• _Problem statement_: Check every line below for the string "styles", and copy the lines that contain it.

Pages as source code:

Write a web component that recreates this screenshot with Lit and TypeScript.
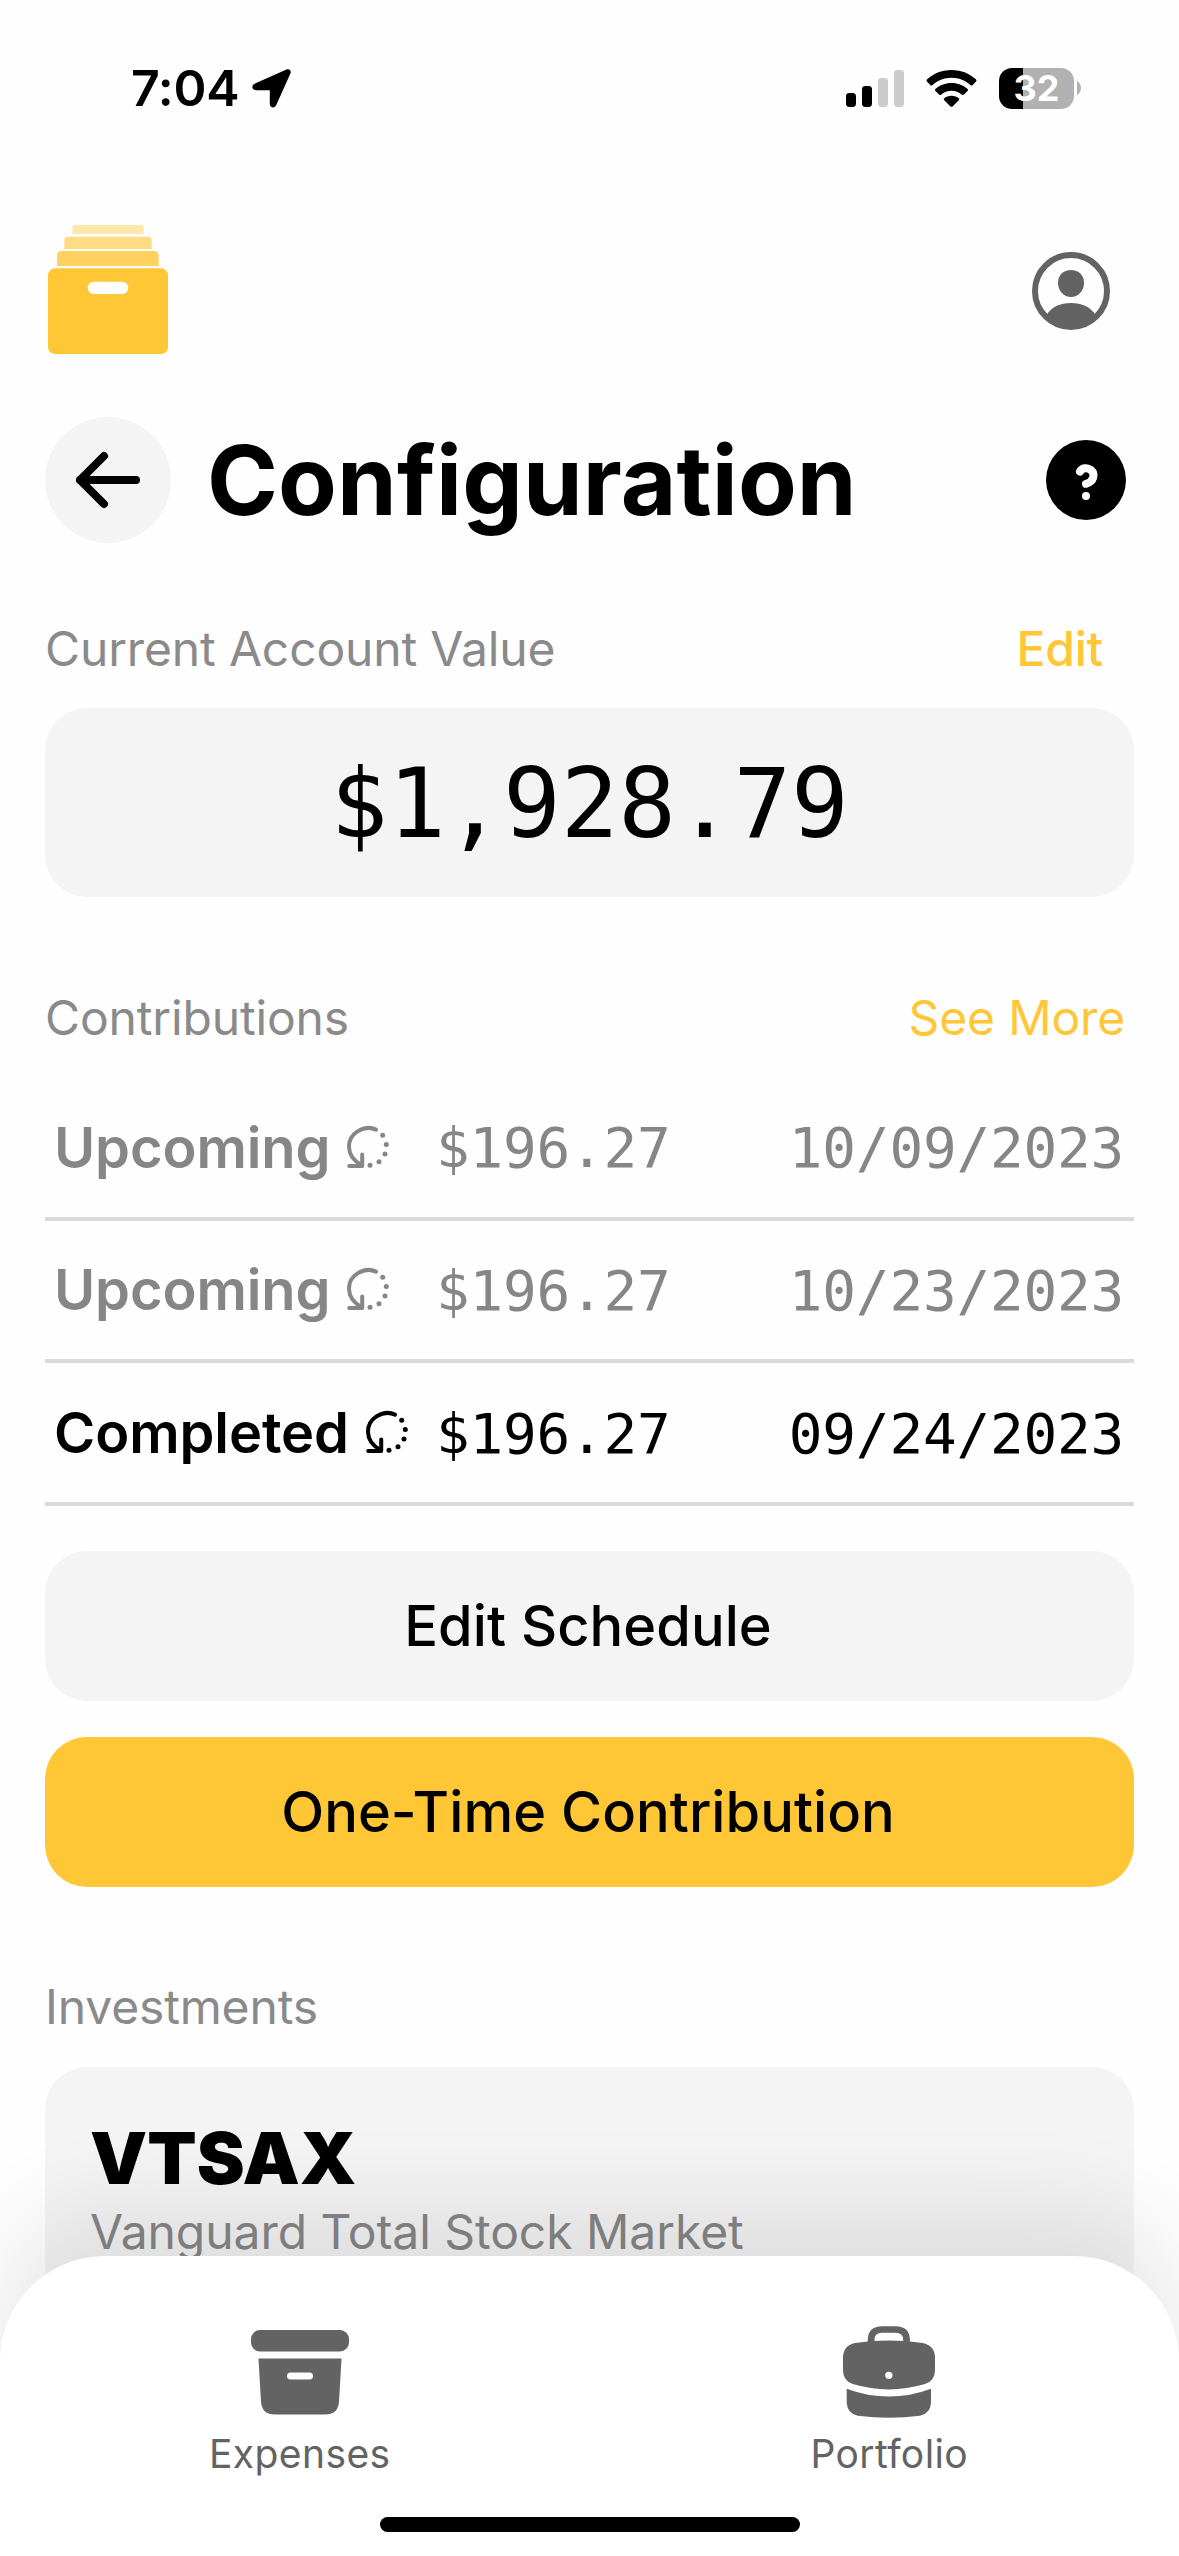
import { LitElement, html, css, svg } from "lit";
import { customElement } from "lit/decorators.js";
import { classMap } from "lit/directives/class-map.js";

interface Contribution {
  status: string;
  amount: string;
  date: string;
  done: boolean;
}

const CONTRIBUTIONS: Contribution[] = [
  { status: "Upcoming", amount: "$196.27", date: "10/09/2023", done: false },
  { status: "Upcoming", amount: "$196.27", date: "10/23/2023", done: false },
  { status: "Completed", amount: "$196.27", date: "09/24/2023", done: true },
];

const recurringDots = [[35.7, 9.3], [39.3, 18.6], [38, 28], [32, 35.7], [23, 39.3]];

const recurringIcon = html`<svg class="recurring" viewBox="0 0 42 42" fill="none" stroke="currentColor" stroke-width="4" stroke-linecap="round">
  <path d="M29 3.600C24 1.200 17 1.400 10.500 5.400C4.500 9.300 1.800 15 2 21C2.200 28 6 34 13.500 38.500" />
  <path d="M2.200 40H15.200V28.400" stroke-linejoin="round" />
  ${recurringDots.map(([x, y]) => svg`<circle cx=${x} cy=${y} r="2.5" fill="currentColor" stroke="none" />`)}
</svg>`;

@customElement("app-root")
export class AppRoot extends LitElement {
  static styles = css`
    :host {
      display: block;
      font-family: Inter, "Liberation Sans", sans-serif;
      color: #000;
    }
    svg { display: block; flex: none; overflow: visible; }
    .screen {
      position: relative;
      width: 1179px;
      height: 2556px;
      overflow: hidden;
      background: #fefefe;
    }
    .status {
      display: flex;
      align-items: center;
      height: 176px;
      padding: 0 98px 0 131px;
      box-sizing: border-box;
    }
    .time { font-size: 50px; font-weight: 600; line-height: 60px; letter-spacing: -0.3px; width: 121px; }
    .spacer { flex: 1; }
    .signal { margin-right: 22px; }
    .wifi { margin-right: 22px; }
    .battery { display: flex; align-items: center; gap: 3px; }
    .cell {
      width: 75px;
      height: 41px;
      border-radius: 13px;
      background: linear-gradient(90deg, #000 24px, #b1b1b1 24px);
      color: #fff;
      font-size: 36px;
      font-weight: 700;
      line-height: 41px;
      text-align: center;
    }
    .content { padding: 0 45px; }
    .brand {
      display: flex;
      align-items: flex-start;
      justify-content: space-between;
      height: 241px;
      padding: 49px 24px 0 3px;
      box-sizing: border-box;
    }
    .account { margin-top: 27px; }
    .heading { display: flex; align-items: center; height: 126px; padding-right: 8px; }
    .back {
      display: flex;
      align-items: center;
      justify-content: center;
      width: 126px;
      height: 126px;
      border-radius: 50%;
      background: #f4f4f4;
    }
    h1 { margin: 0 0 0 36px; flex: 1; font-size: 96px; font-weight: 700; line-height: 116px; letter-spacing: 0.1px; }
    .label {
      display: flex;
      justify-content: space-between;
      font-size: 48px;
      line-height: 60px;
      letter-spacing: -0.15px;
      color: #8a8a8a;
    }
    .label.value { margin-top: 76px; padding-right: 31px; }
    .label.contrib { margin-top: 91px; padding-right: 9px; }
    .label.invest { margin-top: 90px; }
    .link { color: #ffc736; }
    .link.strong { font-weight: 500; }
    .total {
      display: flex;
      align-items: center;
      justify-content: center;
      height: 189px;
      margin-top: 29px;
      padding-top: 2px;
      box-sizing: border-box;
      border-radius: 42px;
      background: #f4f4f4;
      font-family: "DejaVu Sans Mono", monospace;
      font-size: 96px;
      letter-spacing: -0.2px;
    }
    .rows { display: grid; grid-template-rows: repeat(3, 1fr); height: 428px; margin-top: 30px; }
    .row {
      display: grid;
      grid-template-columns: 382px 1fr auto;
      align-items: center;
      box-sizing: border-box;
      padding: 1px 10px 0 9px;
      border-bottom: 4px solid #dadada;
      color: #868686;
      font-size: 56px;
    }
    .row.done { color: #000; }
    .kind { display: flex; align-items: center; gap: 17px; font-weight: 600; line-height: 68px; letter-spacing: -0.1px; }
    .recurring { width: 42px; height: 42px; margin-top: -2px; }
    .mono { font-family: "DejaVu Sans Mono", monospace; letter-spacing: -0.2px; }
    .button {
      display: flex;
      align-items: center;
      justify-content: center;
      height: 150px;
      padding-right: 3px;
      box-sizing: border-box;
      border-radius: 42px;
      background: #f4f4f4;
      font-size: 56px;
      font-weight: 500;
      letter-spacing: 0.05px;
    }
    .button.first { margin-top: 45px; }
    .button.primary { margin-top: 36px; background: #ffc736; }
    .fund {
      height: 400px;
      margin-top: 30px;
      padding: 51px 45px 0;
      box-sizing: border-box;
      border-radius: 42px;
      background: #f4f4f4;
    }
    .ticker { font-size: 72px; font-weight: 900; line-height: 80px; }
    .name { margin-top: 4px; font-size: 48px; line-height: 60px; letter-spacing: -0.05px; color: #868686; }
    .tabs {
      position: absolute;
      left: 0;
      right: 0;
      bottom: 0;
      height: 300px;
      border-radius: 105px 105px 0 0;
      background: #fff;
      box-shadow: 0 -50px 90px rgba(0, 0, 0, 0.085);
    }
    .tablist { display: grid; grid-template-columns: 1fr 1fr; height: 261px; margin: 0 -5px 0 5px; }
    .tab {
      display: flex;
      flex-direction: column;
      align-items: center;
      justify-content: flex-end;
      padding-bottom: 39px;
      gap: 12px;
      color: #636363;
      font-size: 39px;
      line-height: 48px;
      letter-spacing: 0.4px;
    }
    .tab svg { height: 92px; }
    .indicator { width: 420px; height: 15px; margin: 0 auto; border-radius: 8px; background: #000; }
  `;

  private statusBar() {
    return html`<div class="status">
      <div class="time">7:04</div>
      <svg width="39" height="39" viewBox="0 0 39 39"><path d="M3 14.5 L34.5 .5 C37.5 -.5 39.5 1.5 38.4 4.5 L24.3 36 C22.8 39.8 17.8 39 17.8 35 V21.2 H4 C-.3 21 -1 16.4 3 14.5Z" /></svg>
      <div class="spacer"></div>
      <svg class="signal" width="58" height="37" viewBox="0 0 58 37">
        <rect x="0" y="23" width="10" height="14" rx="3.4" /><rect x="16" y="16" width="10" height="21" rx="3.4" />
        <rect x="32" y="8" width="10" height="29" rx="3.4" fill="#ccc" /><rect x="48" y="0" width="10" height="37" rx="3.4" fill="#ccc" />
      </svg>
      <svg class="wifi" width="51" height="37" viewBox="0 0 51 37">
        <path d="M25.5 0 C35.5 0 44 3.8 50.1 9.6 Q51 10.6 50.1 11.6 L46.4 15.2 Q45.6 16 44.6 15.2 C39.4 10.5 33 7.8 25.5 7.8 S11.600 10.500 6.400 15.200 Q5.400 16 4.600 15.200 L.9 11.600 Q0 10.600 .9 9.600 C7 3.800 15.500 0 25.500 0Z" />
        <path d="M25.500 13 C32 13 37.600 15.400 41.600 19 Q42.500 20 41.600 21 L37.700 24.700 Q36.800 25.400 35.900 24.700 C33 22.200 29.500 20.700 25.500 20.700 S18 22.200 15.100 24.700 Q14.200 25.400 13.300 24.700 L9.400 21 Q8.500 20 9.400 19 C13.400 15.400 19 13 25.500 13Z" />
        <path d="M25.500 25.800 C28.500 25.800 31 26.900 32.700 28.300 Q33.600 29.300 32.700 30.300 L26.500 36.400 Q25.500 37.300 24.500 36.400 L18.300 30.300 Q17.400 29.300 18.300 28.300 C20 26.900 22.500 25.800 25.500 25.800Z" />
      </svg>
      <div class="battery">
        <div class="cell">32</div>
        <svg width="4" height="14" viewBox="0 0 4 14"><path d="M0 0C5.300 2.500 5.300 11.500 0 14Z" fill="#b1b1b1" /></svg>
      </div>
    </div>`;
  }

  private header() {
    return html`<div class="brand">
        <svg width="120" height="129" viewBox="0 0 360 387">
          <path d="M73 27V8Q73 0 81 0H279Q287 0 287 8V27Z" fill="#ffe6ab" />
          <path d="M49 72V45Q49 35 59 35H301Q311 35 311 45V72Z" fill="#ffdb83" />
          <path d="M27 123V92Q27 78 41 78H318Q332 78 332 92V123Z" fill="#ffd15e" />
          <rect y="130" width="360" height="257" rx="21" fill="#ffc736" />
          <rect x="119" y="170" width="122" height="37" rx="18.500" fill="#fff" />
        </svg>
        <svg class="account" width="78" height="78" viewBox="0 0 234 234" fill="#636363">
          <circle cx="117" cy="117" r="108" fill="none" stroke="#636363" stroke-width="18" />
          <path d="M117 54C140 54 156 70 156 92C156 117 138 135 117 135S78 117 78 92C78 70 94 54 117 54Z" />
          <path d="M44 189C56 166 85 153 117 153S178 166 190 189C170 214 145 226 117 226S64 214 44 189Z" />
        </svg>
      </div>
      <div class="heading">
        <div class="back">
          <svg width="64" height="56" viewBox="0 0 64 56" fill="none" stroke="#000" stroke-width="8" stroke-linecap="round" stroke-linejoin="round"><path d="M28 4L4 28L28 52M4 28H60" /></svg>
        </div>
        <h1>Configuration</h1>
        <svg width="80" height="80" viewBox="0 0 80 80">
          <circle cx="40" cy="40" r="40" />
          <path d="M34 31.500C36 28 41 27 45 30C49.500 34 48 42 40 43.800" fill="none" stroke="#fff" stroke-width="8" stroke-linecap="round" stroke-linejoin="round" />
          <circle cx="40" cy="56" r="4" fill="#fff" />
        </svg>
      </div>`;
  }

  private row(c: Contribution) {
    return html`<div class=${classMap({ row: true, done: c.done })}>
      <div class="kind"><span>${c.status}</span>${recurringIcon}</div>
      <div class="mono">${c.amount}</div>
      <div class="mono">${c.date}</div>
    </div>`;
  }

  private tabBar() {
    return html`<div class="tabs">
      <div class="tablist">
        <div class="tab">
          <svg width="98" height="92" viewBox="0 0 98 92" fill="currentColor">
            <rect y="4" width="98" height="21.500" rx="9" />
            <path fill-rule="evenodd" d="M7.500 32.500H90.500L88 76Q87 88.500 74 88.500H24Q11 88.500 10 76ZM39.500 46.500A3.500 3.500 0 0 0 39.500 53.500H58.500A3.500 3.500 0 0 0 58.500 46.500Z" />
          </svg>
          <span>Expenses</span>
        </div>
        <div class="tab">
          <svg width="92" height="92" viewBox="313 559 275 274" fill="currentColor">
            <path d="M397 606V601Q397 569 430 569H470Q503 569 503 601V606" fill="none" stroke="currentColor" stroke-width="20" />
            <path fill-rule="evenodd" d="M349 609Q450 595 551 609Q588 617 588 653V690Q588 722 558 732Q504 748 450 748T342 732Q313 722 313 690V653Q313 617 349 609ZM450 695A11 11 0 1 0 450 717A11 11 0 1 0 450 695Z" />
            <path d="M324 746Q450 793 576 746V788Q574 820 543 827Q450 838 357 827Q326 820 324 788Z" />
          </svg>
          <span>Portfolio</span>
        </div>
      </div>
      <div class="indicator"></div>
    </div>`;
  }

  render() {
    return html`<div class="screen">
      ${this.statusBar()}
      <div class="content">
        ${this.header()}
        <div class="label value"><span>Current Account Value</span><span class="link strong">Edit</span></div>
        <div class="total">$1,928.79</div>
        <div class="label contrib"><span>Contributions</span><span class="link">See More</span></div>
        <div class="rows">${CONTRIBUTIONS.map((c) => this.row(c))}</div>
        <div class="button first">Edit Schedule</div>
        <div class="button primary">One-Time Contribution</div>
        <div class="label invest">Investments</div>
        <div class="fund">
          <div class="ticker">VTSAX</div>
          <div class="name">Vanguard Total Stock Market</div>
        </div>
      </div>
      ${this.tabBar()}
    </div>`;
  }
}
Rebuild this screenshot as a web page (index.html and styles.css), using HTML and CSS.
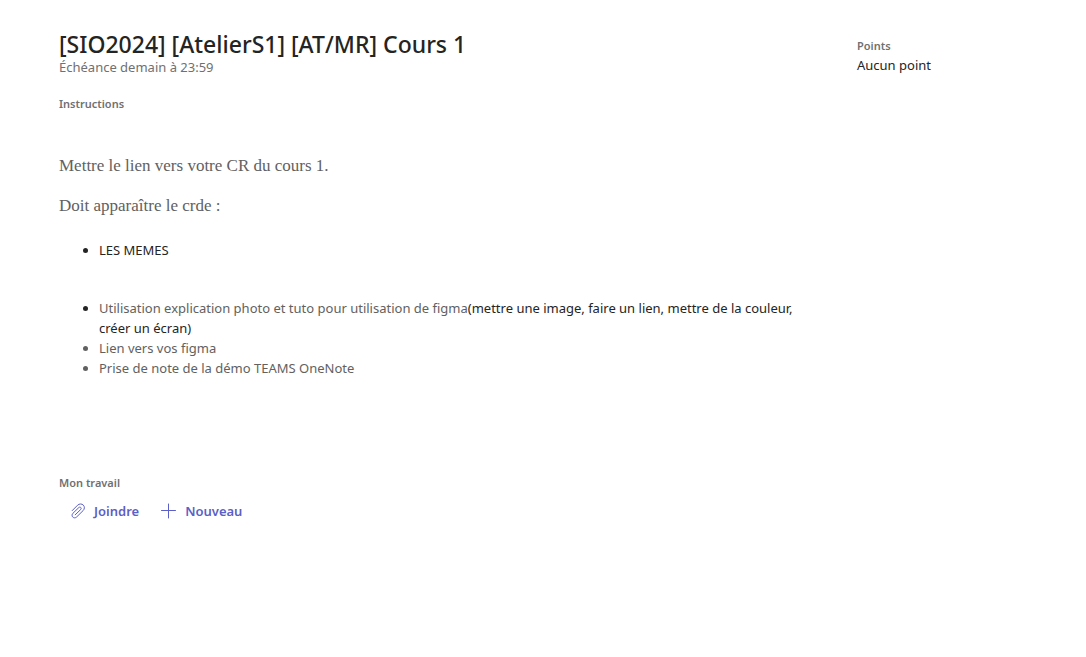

• _Reply to the exercise_:
  static styles = css`
Rebuild this screenshot as a web page (index.html and styles.css), using HTML and CSS.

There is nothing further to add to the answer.